Created on: January 12, 2009   Last Updated: March 31, 2009

Metaphors are the stuff of which great writing is made. Let's say you are writing about the object of your affection. To you, he or she is the loveliest person you have ever encountered. But how do you describe this so that the reader is also touched by the beauty that inspires you?

You could say, "Well, he is about six feet tall and has blonde hair and blue eyes." But this is not poetry. It is prose. What's more, it's not interesting-it doesn't describe the feelings roused in you by this person. There are countless people in the world who are six feet tall with blonde hair and blue eyes.

This is where metaphor comes in. A metaphor is a comparison between one object and another. You take the unfamiliar, a subject that the reader has never encountered, and illuminate it using the familiar. A metaphor can also set the tone. According to Jacob Drachler and Virginia Terris in their book "Many Worlds of Poetry, tone in poetry comprises "the attitudes of the poet toward his subject and toward his audience, as they can be inferred from the poem." Does this person have a pure and inspiring kind of beauty, or is it a hypnotic kind of beauty, drawing you into an ultimately malevolent obsession?

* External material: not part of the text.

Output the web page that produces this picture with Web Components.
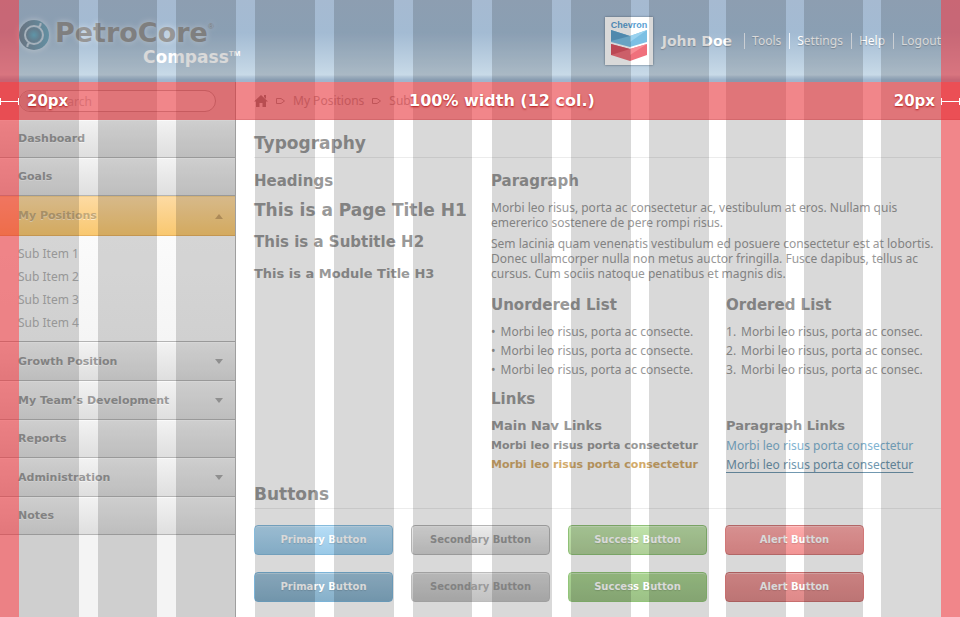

A simile is a metaphor that uses comparative words such as like or as. Let's try out some similes showcasing two different tones or attitudes toward a handsome blonde man:

"You are like gold, like a blonde tapestry spun from the sun."

"You are like gold stolen from a king's treasury, the kind that carries a fatal curse."

These are both interesting metaphors, creating pictures for the reader. No one has seen the writer's sweetheart, but we have all seen something made of gold, a tapestry and the sun. Thus, the metaphor denotes a shining, rare and regal kind of beauty. We have also all seen pictures of the riches of an ancient tomb, and heard tales of curses being put on such objects. Your metaphor might be even stronger, more daring, if you go ahead and remove the comparative words.

"You are golden, a blonde tapestry spun from the sun."

"You are gold stolen from a king's treasury, the kind that carries a fatal curse."

When you've hit this kind of territory, you are in the realm of imagination, using concrete but unexpected details to draw the reader in.

CLICHE-BUSTING

Many metaphors are part of our common lexicon. They've become pick-up lines, clichs, lines in pop songs.

An example of this would be: "Your eyes are like two deep pools.